REQUEST :: Where a line holds "index", copy it.

DATASET CONTENT ::
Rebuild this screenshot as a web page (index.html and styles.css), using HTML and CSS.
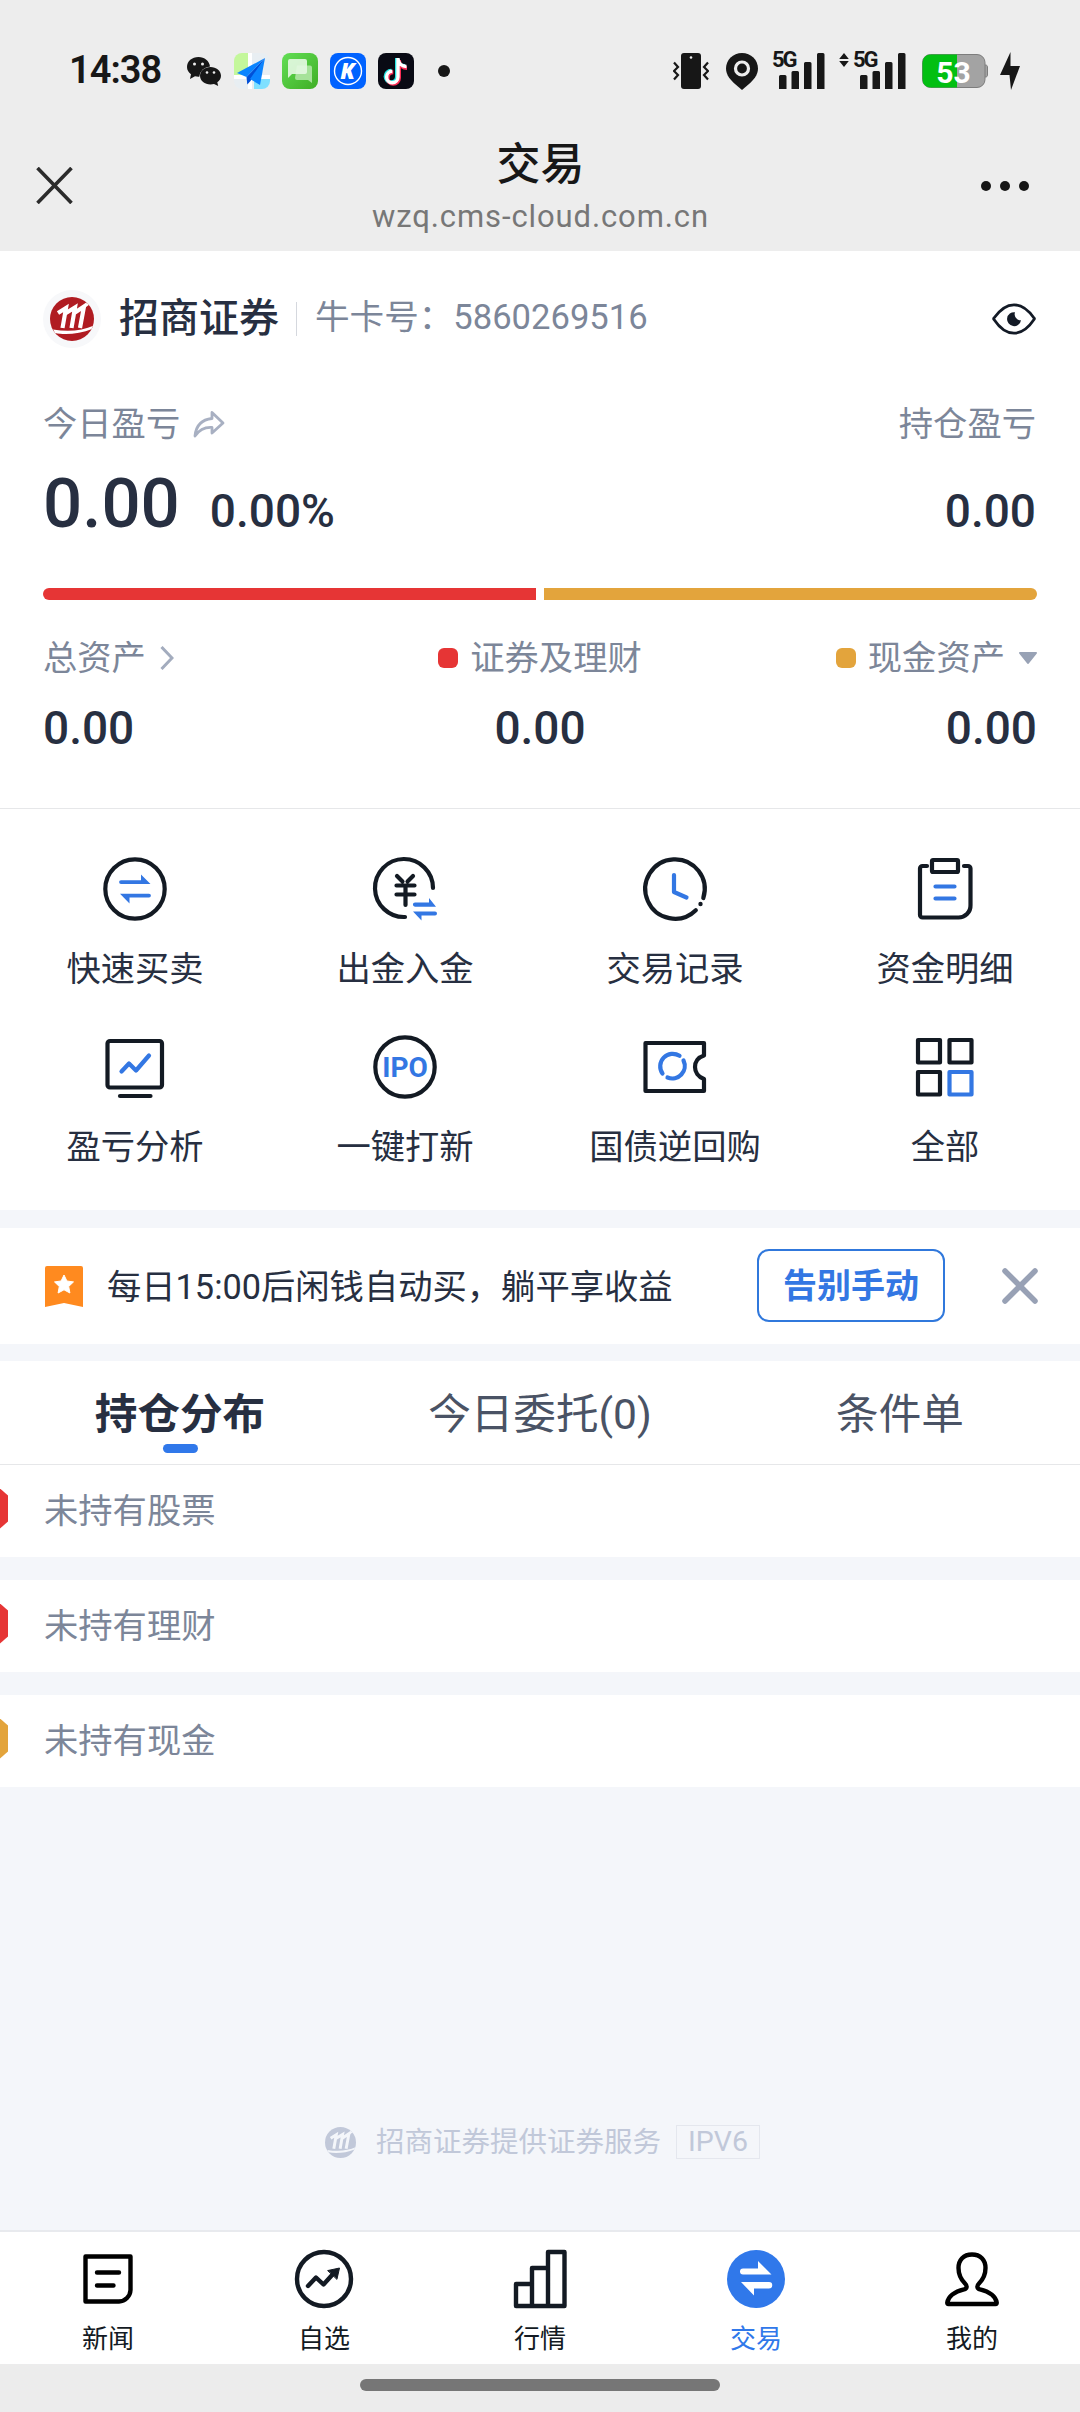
FILE: index.html
```html
<!DOCTYPE html>
<html lang="zh-CN">
<head>
<meta charset="utf-8">
<title>交易</title>
<link rel="stylesheet" href="styles.css">
</head>
<body>
<svg class="defs" width="0" height="0">
  <defs>
    <symbol id="brand" viewBox="0 0 44 44">
      <clipPath id="disc"><circle cx="22" cy="22" r="22"/></clipPath>
      <g clip-path="url(#disc)">
        <rect width="44" height="44" fill="currentColor"/>
        <path d="M8 16L16 11L12.500 31M16 16L25 10.500L21.500 31M25 15.500L34 9.500L30 31" fill="none" stroke="var(--cut)" stroke-width="4.200"/>
        <path d="M3 32.500C18 35 32 34 44 28.500L42 32C30 37 15 38 5 36Z" fill="var(--cut)"/>
        <path d="M34 10L42 4" stroke="var(--cut)" stroke-width="2.500"/>
      </g>
    </symbol>
    <symbol id="signal" viewBox="0 0 46 36">
      <path d="M1.500 22h4.500a1.500 1.500 0 0 1 1.500 1.500V36H0V23.500A1.500 1.500 0 0 1 1.500 22ZM14 18h4.500a1.500 1.500 0 0 1 1.500 1.500V36h-7.500V19.500A1.500 1.500 0 0 1 14 18ZM26.500 9H31a1.500 1.500 0 0 1 1.500 1.500V36H25V10.500A1.500 1.500 0 0 1 26.500 9ZM39.500 0H44a1.500 1.500 0 0 1 1.500 1.500V36H38V1.500A1.500 1.500 0 0 1 39.500 0Z" fill="#171717"/>
    </symbol>
  </defs>
</svg>

<header class="top">
  <div class="status">
    <span class="clock">14:38</span>
    <div class="apps">
      <svg width="36" height="36" viewBox="0 0 36 36">
        <path d="M12.500 4C6 4 1 8.300 1 14c0 3 1.500 5.500 4 7.300L4 26l5-2.700c1.100.3 2.300.5 3.500.5l.8 0A11.300 11.300 0 0 1 24 13.400C23.500 8 18.500 4 12.500 4Z" fill="#171717"/>
        <path d="M24.500 14C18.800 14 14 17.800 14 22.800s4.800 8.700 10.500 8.700c1.200 0 2.400-.2 3.500-.5l4.200 2-.9-3.700c2.200-1.600 3.700-3.900 3.700-6.500 0-5-4.800-8.800-10.500-8.800Z" fill="#171717"/>
        <g fill="#ededed"><circle cx="8.500" cy="11" r="1.500"/><circle cx="16.500" cy="11" r="1.500"/><circle cx="21" cy="19.500" r="1.300"/><circle cx="28" cy="19.500" r="1.300"/></g>
      </svg>
      <svg width="36" height="36" viewBox="0 0 36 36">
        <clipPath id="app"><rect width="36" height="36" rx="8"/></clipPath>
        <g clip-path="url(#app)">
          <rect width="36" height="36" fill="#e8eef2"/>
          <rect width="14" height="22" fill="#c4f79b"/>
          <path d="M36 26H20v10h16Z" fill="#7fe0ff"/>
          <path d="M14 0h4v36h-4ZM0 22h18v4H0ZM18 22l18 0v4H18Z" fill="#fff"/>
        </g>
        <path d="M31 5L3 20l9.500 4Z" fill="#0a84ff"/><path d="M31 5L12.500 24l.8 7.500L16.500 28Z" fill="#0050d8"/><path d="M31 5L16 26l10 6Z" fill="#0a84ff"/>
      </svg>
      <svg width="36" height="36" viewBox="0 0 36 36">
        <defs><linearGradient id="green" x2="1" y2="1"><stop stop-color="#62de55"/><stop offset="1" stop-color="#3fae25"/></linearGradient></defs>
        <rect width="36" height="36" rx="8" fill="url(#green)"/>
        <path d="M15 12.500h13a2 2 0 0 1 2 2V30l-4-3H15a2 2 0 0 1-2-2Z" fill="#a6e29a"/>
        <path d="M8 6h15a2 2 0 0 1 2 2v11a2 2 0 0 1-2 2H10l-4 4V8a2 2 0 0 1 2-2Z" fill="#e6f8e3" fill-opacity=".9"/>
      </svg>
      <svg width="36" height="36" viewBox="0 0 36 36">
        <rect width="36" height="36" rx="8" fill="#0062ff"/><circle cx="18" cy="18" r="13.500" fill="none" stroke="#fff" stroke-width="1.400"/>
        <text x="17.500" y="26" class="app-k" text-anchor="middle">K</text>
      </svg>
      <svg width="36" height="36" viewBox="0 0 36 36">
        <rect width="36" height="36" rx="8" fill="#090a14"/>
        <g fill="none" stroke-width="4">
          <path d="M19 5v18.500a5.700 5.700 0 1 1-5.700-5.700M19 6c.5 4.500 4 7 8 7" stroke="#27e5e4"/>
          <path d="M21 7v18a5.700 5.700 0 1 1-5.700-5.700M21 8c.5 4.500 4 7 8 7" stroke="#fb2c55"/>
          <path d="M20 5v19a5.700 5.700 0 1 1-5.700-5.700M20 6c.5 4.500 4 7.500 8.500 7.500" stroke="#fff" stroke-width="3.400"/>
        </g>
      </svg>
      <i class="more-dot"></i>
    </div>
    <div class="system">
      <svg class="vibrate" width="36" height="36" viewBox="0 0 36 36">
        <rect x="8" width="20" height="36" rx="3" fill="#171717"/><circle cx="18" cy="4.500" r="1.300" fill="#ededed"/>
        <path d="M1 9.500l4 4.500-4 4 4 4-4 4.500M35 9.500L31 14l4 4-4 4 4 4.500" fill="none" stroke="#171717" stroke-width="2.200"/>
      </svg>
      <svg class="pin" width="32" height="37" viewBox="0 0 32 37">
        <path d="M16 0C7 0 0 7 0 15.500 0 22 4.500 27 9 31l7 6 7-6c4.500-4 9-9 9-15.500C32 7 25 0 16 0Z" fill="#171717"/><circle cx="16" cy="15.500" r="6.500" fill="none" stroke="#ededed" stroke-width="3.200"/>
      </svg>
      <div class="net net-a"><span>5G</span><svg width="46" height="36"><use href="#signal"/></svg></div>
      <svg class="updown" width="10" height="14" viewBox="0 0 10 14"><path d="M5 0l4.800 6H.2ZM5 14L.2 8h9.600Z" fill="#171717"/></svg>
      <div class="net"><span>5G</span><svg width="46" height="36"><use href="#signal"/></svg></div>
      <svg class="battery" width="66" height="34" viewBox="0 0 66 34">
        <path d="M62 11h1.500c1.500 0 2 1 2 2v8c0 1-.5 2-2 2H62Z" fill="#a3a3a3" stroke="#7d7d7d"/>
        <rect x=".5" y=".5" width="62.500" height="33" rx="8" fill="#a3a3a3" stroke="#7d7d7d"/>
        <path d="M35 .5H8.500a8 8 0 0 0-8 8v17a8 8 0 0 0 8 8H35Z" fill="#02bf12"/>
        <text x="31.500" y="28.500" text-anchor="middle" class="battery-text">53</text>
      </svg>
      <svg class="bolt" width="20" height="38" viewBox="0 0 20 38"><path d="M10.500 0L0 23h9.500L11 38 20 14h-9.500Z" fill="#171717"/></svg>
    </div>
  </div>
  <div class="nav">
    <svg width="37" height="37" viewBox="0 0 37 37"><path d="M1.500 1L35.500 36M35.500 1L1.500 36" stroke="#2b2b2b" stroke-width="3.600"/></svg>
    <div class="nav-title"><h1>交易</h1><p>wzq.cms-cloud.com.cn</p></div>
    <svg width="48" height="10" viewBox="0 0 48 10" fill="#171717"><circle cx="5" cy="5" r="5"/><circle cx="24" cy="5" r="5"/><circle cx="43" cy="5" r="5"/></svg>
  </div>
</header>

<section class="account">
  <div class="row broker">
    <span class="avatar"><svg width="44" height="44"><use href="#brand"/></svg></span>
    <b>招商证券</b><i class="vline"></i><span class="card-no">牛卡号：5860269516</span>
    <svg class="eye" width="44" height="32" viewBox="0 0 44 32">
      <path d="M2 16.500C1.500 16 1.500 15.500 2 15 8 6.500 14 1.800 22 1.800S36 6.500 42 15c.5.500.5 1 0 1.500C36 25.500 30 30.200 22 30.200S8 25.500 2 16.500Z" fill="none" stroke="#131a26" stroke-width="2.800"/>
      <path d="M23 9.200A7 7 0 1 0 29 17.200 6 6 0 0 1 23 9.200Z" fill="#131a26"/>
    </svg>
  </div>
  <div class="row labels">
    <span>今日盈亏</span>
    <svg class="share" width="32" height="28" viewBox="0 0 32 28"><path d="M19 2.500L30 13 19 23V17.500C12 17 6.500 19.500 2 26 3 16 8.500 9.500 19 8.500Z" fill="none" stroke="#a8b0c2" stroke-width="2.800" stroke-linejoin="round"/></svg>
    <span class="end">持仓盈亏</span>
  </div>
  <div class="row profit"><b class="big">0.00</b><b>0.00%</b><b class="end">0.00</b></div>
  <div class="ratio"><i class="stock"></i><i class="cash"></i></div>
  <div class="assets">
    <div><p>总资产<svg class="chev" width="14" height="24" viewBox="0 0 14 24"><path d="M1.500 1L12 12 1.500 23" fill="none" stroke="#a3acbe" stroke-width="3"/></svg></p><b>0.00</b></div>
    <div><p><i class="key stock"></i>证券及理财</p><b>0.00</b></div>
    <div><p><i class="key cash"></i>现金资产<svg class="tri" width="18" height="12" viewBox="0 0 18 12"><path d="M1 0h16a1 1 0 0 1 .8 1.500L9.800 11.500a1 1 0 0 1-1.600 0L.2 1.500A1 1 0 0 1 1 0Z" fill="#98a2b5"/></svg></p><b>0.00</b></div>
  </div>
</section>

<section class="grid">
  <a><svg viewBox="0 0 64 64"><circle cx="32" cy="32" r="29.700"/><g class="blue-fill"><path d="M18 23.200h20V17.500L47.500 27H18a1.900 1.900 0 0 1 0-3.800ZM46 40.500H26.500V46.500L17 36.700H46a1.900 1.900 0 0 1 0 3.800Z"/></g></svg>快速买卖</a>
  <a><svg viewBox="0 0 64 64"><path d="M60 31A29 29 0 1 0 32 60"/><path d="M24 19l5.500 5.500M40 19l-5.500 5.500M23.500 28.500h18M23.500 37.500h18M32.500 28.500V48"/><g class="blue-fill"><path d="M42 45.500h14V41L63 49.700H42a2.100 2.100 0 0 1 0-4.200ZM62 58.500H48.500V63.500L40 54.500H62a2 2 0 0 1 0 4Z"/></g></svg>出金入金</a>
  <a><svg viewBox="0 0 64 64"><path d="M60.300 41A29.700 29.700 0 1 0 52.800 53.200"/><circle cx="57.500" cy="47" r="2.200" fill="#131a23" stroke="none"/><path class="blue" d="M31 18v17l12.500 5.500"/></svg>交易记录</a>
  <a><svg viewBox="0 0 64 64"><path d="M14 9H9.500A2.500 2.500 0 0 0 7 11.500V58a2.500 2.500 0 0 0 2.500 2.500H45A12 12 0 0 0 57.500 48V11.500A2.500 2.500 0 0 0 55 9H51"/><rect x="19" y="3" width="26" height="12" rx="1"/><path class="blue" d="M22.500 29.500H41.500M22.500 41.500H41.500"/></svg>资金明细</a>
  <a><svg viewBox="0 0 64 64"><rect x="4.500" y="6" width="54.500" height="46.500" rx="2.500"/><path d="M17 61H47.500"/><path class="blue" d="M18.500 36.500L26 28.500L33 35.500L46 20.500"/></svg>盈亏分析</a>
  <a><svg viewBox="0 0 64 64"><circle cx="32" cy="32" r="29.700"/><text x="32" y="42" text-anchor="middle" class="ipo">IPO</text></svg>一键打新</a>
  <a><svg viewBox="0 0 64 64"><path d="M2.500 8H61V20.500C49 24 49 40 61 44V56H2.500Z"/><path class="blue" d="M36.500 20.800A12.500 12.500 0 0 0 19.500 38.500M24.500 42.500A12.500 12.500 0 0 0 40.500 25.500"/></svg>国债逆回购</a>
  <a><svg viewBox="0 0 64 64"><rect x="5" y="5" width="22" height="22.500"/><rect x="36.500" y="5" width="22" height="22.500"/><rect x="5" y="37" width="22" height="22.500"/><rect class="blue" x="36.500" y="37" width="22" height="22.500"/></svg>全部</a>
</section>

<section class="promo">
  <svg width="38" height="41" viewBox="0 0 38 41"><path d="M2 0H36a2 2 0 0 1 2 2V41L19 37 0 41V2A2 2 0 0 1 2 0Z" fill="#ff8a1f"/><path d="M19 9l2.900 6 6.600.9-4.800 4.600 1.200 6.500L19 23.800 13.100 27l1.200-6.500-4.800-4.600 6.600-.9Z" fill="#fff" stroke="#fff" stroke-linejoin="round"/></svg>
  <p>每日15:00后闲钱自动买，躺平享收益</p>
  <button>告别手动</button>
  <svg class="dismiss" width="36" height="36" viewBox="0 0 36 36"><path d="M3 3L33 33M33 3L3 33" stroke="#98a1b5" stroke-width="5.500" stroke-linecap="round"/></svg>
</section>

<nav class="tabs"><a class="active">持仓分布</a><a>今日委托(0)</a><a>条件单</a></nav>
<ul class="holdings">
  <li><i class="stock"></i>未持有股票</li>
  <li><i class="stock"></i>未持有理财</li>
  <li><i class="cash"></i>未持有现金</li>
</ul>

<footer class="service"><svg width="31" height="31"><use href="#brand"/></svg><span>招商证券提供证券服务</span><em>IPV6</em></footer>

<nav class="tabbar">
  <a><svg viewBox="0 0 60 60"><path d="M7.500 7.500H52.500V41A12 12 0 0 1 41 52.500H7.500Z" stroke="#000"/><path d="M19 23.500H41M19 36.500H35.500" stroke="#000"/></svg>新闻</a>
  <a><svg viewBox="0 0 60 60"><circle cx="30" cy="30" r="27"/><path d="M14 37L22 28.500L29.500 35.500L39 25"/><path d="M34 21.500L45.500 19 43 30Z" fill="#131a23" stroke-width="1"/></svg>自选</a>
  <a><svg viewBox="0 0 60 60"><path d="M6 35H22V57H6ZM22 19H38V57H22ZM38 3H54.500V57H38Z"/></svg>行情</a>
  <a class="active"><svg viewBox="0 0 60 60"><circle cx="30" cy="30" r="29" fill="#3078ea" stroke="none"/><path d="M17 19.500H32V12L45.500 25.500H17A3 3 0 0 1 17 19.500ZM43 39.500H28V46.500L15 33H43A3.200 3.200 0 0 1 43 39.500Z" fill="#fff" stroke="none"/></svg>交易</a>
  <a><svg viewBox="0 0 60 60"><path d="M30 5.500C21.500 5.500 16.500 11 16.500 19C16.500 26 19 30.500 23 34.500C25.500 37 25 39.500 22 40.300C12 42.500 6 48 5.300 53.500C5.200 54.500 5.500 55 6.500 55H53.500C54.500 55 54.800 54.500 54.700 53.500C54 48 48 42.500 38 40.300C35 39.500 34.500 37 37 34.500C41 30.500 43.500 26 43.500 19C43.500 11 38.500 5.500 30 5.500Z" stroke="#000"/></svg>我的</a>
</nav>
<div class="home"><i></i></div>
</body>
</html>
```
FILE: styles.css
```css
* { box-sizing: border-box; margin: 0; padding: 0; }
body {
  width: 1080px;
  height: 2412px;
  display: flex;
  flex-direction: column;
  overflow: hidden;
  background: #f4f6fa;
  color: #272f41;
  font: 34.3px/50px Roboto, "Noto Sans CJK SC", sans-serif;
}
.defs { position: absolute; }
svg { display: block; flex: none; }
i, em { font-style: normal; }
ul { list-style: none; }
b { font-weight: 500; }
.stock { background: #e63535; }
.cash { background: #e3a43c; }
.end { margin-left: auto; }

.top { height: 251px; background: #ededed; color: #171717; flex: none; }
.status { height: 142px; display: flex; align-items: center; padding: 0 60px 0 69px; }
.clock { width: 117px; margin-top: -2px; font-size: 38px; font-weight: 600; letter-spacing: -1px; }
.apps { display: flex; gap: 12px; align-items: center; }
.app-k { font: italic 800 22px "Open Sans", sans-serif; fill: #fff; }
.more-dot { width: 12px; height: 12px; margin-left: 12px; border-radius: 50%; background: #171717; }
.system { display: flex; align-items: center; margin-left: auto; height: 38px; }
.pin { margin-left: 17px; }
.net { position: relative; padding-left: 6px; }
.net-a { margin: 0 14px 0 15px; }
.net span { position: absolute; left: -1px; top: -2px; font: 700 22px/18px Roboto, sans-serif; letter-spacing: -2px; }
.updown { align-self: flex-start; margin: 1px 5px 0 0; }
.battery { margin-left: 16px; }
.battery-text { font: 700 30px Roboto, sans-serif; fill: #fff; }
.bolt { margin-left: 12px; }
.nav { display: flex; justify-content: space-between; align-items: center; padding: 0 51px 0 36px; height: 87px; }
.nav-title { text-align: center; margin-left: 27px; padding-top: 7px; }
.nav h1 { font-size: 44px; line-height: 55px; font-weight: 500; }
.nav p { font-size: 31px; line-height: 48px; color: #777; letter-spacing: 0.9px; }

.account { height: 558px; background: #fff; border-bottom: 1px solid #e6e7e9; padding: 0 43px; flex: none; }
.row { display: flex; align-items: center; padding-right: 1px; }
.broker { padding-top: 39px; }
.avatar { width: 58px; height: 58px; padding: 7px; border-radius: 50%; background: #f7f8fa; color: #b01c22; --cut: #fff; }
.broker b { font-size: 40px; margin-left: 18px; }
.vline { width: 1px; height: 34px; margin: 0 18px 0 17px; background: #d5d8de; }
.card-no { color: #7c8699; font-size: 34.6px; margin-top: -4px; }
.eye { margin-left: auto; }
.labels { padding-top: 51px; color: #7c8699; }
.share { margin-left: 13px; }
.profit { align-items: baseline; height: 139px; padding-top: 15px; font-size: 46px; }
.profit .big { font-size: 69px; line-height: 80px; margin-right: 30px; }
.ratio { display: flex; gap: 8px; height: 12px; border-radius: 6px; overflow: hidden; }
.ratio i { flex: 1; }
.assets { display: grid; grid-template-columns: 1fr 1fr 1fr; padding-top: 33px; }
.assets div { display: flex; flex-direction: column; align-items: center; gap: 20px; }
.assets div:first-child { align-items: flex-start; }
.assets div:last-child { align-items: flex-end; }
.assets p { display: flex; align-items: center; color: #7c8699; }
.assets b { font-size: 46px; }
.key { width: 20px; height: 20px; border-radius: 6px; margin-right: 12px; }
.chev, .tri { margin-left: 14px; }

.grid { height: 401px; background: #fff; display: grid; grid-template-columns: repeat(4, 270px); grid-auto-rows: 178px; padding-top: 48px; flex: none; }
.grid a { display: flex; flex-direction: column; align-items: center; gap: 23px; }
.grid svg { width: 64px; height: 64px; fill: none; stroke: #131a23; stroke-width: 4.2; stroke-linecap: round; stroke-linejoin: round; overflow: visible; }
.grid .blue { stroke: #3377e3; }
.grid .blue-fill { fill: #3377e3; stroke: none; }
.ipo { font: 700 28px Roboto, sans-serif; fill: #3377e3; stroke: none; }

.promo { height: 116px; margin-top: 18px; padding: 0 42px 0 45px; background: #fff; display: flex; align-items: center; flex: none; }
.promo p { margin-left: 24px; margin-top: 2px; white-space: nowrap; }
.promo button { margin: -1px 0 0 auto; width: 188px; height: 73px; border: 2px solid #3078dc; border-radius: 12px; background: #fff; color: #3377e3; font: 700 34px/60px Roboto, "Noto Sans CJK SC", sans-serif; }
.dismiss { margin: -1px 0 0 57px; }

.tabs { height: 104px; margin-top: 17px; background: #fff; border-bottom: 1px solid #e6e7e9; display: grid; grid-template-columns: repeat(3, 1fr); text-align: center; font-size: 42.6px; line-height: 106px; color: #4a5365; flex: none; }
.tabs .active { font-weight: 700; color: #272f41; position: relative; }
.tabs .active::after { content: ""; position: absolute; left: 163px; top: 83px; width: 35px; height: 9px; border-radius: 5px; background: #3078ea; }
.holdings { display: grid; gap: 23px; flex: none; }
.holdings li { height: 92px; padding-bottom: 1px; background: #fff; display: flex; align-items: center; gap: 36px; color: #7c8699; }
.holdings i { width: 8px; height: 40px; margin-bottom: 4px; clip-path: polygon(0 0, 100% 7px, 100% 33px, 0 100%); }

.service { display: flex; align-items: center; justify-content: center; margin-top: auto; margin-bottom: 71px; height: 34px; color: #c1c8d9; --cut: #f4f6fa; font-size: 28.5px; line-height: 34px; padding-left: 5px; }
.service span { margin: 2px 15px 0 20px; }
.service em { width: 84px; height: 34px; border: 1px solid #e4e7ee; text-align: center; line-height: 31px; }

.tabbar { height: 134px; background: #fff; border-top: 2px solid #e8eaee; display: grid; grid-template-columns: repeat(5, 1fr); font-size: 26px; line-height: 38px; color: #131a23; flex: none; }
.tabbar a { display: flex; flex-direction: column; align-items: center; padding-top: 17px; gap: 11px; }
.tabbar svg { width: 60px; height: 60px; fill: none; stroke: #131a23; stroke-width: 4.4; stroke-linecap: round; stroke-linejoin: round; }
.tabbar .active { color: #3078ea; }
.home { height: 48px; background: #ececec; padding-top: 15px; flex: none; }
.home i { display: block; width: 360px; height: 12px; margin: 0 auto; border-radius: 6px; background: #767676; }
```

WRITTEN SOLUTION ::
Rebuild this screenshot as a web page (index.html and styles.css), using HTML and CSS.
FILE: index.html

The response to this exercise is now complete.